In practice, computing the gradient over the full dataset (batch gradient descent) is expensive. Stochastic gradient descent uses a mini-batch — a random subset of data — to estimate the gradient. The estimate is noisy but cheap.

np.random.seed(0)
N, D = 500, 2
X_full = np.random.randn(N, D)
w_true = np.array([2.0, -1.0])
y_full = X_full @ w_true + 0.5 * np.random.randn(N)

def mse_loss(w, X, y):
    return np.mean((X @ w - y)**2)

def mse_grad(w, X, y):
    residuals = X @ w - y
    return (2/len(y)) * X.T @ residuals

w0 = np.zeros(D)
lr = 0.05
n_epochs = 20
batch_size = 32

# Full batch GD
w_bgd = w0.copy()
losses_bgd = [mse_loss(w_bgd, X_full, y_full)]
for epoch in range(n_epochs * (N // batch_size)):
    g = mse_grad(w_bgd, X_full, y_full)
    w_bgd = w_bgd - lr * g
    losses_bgd.append(mse_loss(w_bgd, X_full, y_full))

# Mini-batch SGD
w_sgd = w0.copy()
losses_sgd = [mse_loss(w_sgd, X_full, y_full)]
indices = np.arange(N)
for epoch in range(n_epochs):
    np.random.shuffle(indices)
    for i in range(0, N, batch_size):
        batch = indices[i:i+batch_size]
        X_b, y_b = X_full[batch], y_full[batch]
        g = mse_grad(w_sgd, X_b, y_b)
        w_sgd = w_sgd - lr * g
        losses_sgd.append(mse_loss(w_sgd, X_full, y_full))

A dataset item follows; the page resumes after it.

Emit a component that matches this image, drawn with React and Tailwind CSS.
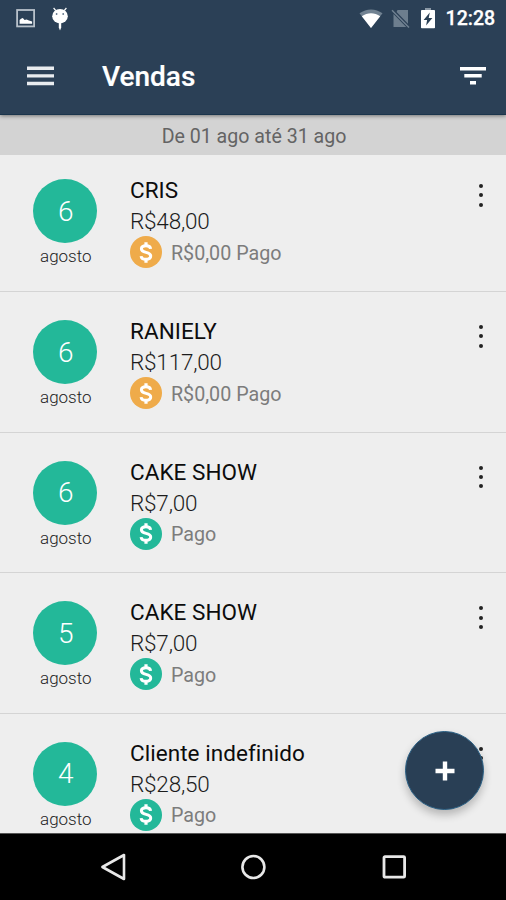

fig, ax = plt.subplots(figsize=(10, 5))
steps_bgd = np.linspace(0, n_epochs, len(losses_bgd))
steps_sgd = np.linspace(0, n_epochs, len(losses_sgd))
ax.semilogy(steps_bgd, losses_bgd, color='steelblue', linewidth=2, label='Full batch GD')
ax.semilogy(steps_sgd, losses_sgd, color='darkorange', linewidth=1.5, alpha=0.8, label=f'SGD (batch={batch_size})')
ax.set_xlabel('Epoch'); ax.set_ylabel('MSE Loss')
ax.set_title('Full-batch GD vs Mini-batch SGD')
ax.legend()
plt.tight_layout()
plt.show()

print(f'Batch GD final weights:   {w_bgd}')
print(f'SGD final weights:        {w_sgd}')
print(f'True weights:             {w_true}')

Batch GD final weights:   [ 2.03123619 -0.99509055]
SGD final weights:        [ 2.03380553 -1.00017387]
True weights:             [ 2. -1.]

4. Summary¶

Gradient descent: wₜ₊₁ = wₜ - η∇f(wₜ)
Learning rate η controls step size — too large oscillates, too small is slow
Convergence guaranteed for convex f with sufficiently small η
Mini-batch SGD: noisy gradient estimate, but much cheaper per step
The shape of the loss landscape (curvature) determines difficulty of optimization

5. Forward References¶

The difficulty of gradient descent on elongated loss surfaces motivates second-order methods discussed via the Hessian in ch217 — Second Derivatives. The optimization landscape with multiple minima and saddle points is ch213 — Optimization Landscapes and ch214 — Saddle Points. The full gradient-based learning algorithm connecting gradient descent to the chain rule is ch227 — Gradient-Based Learning.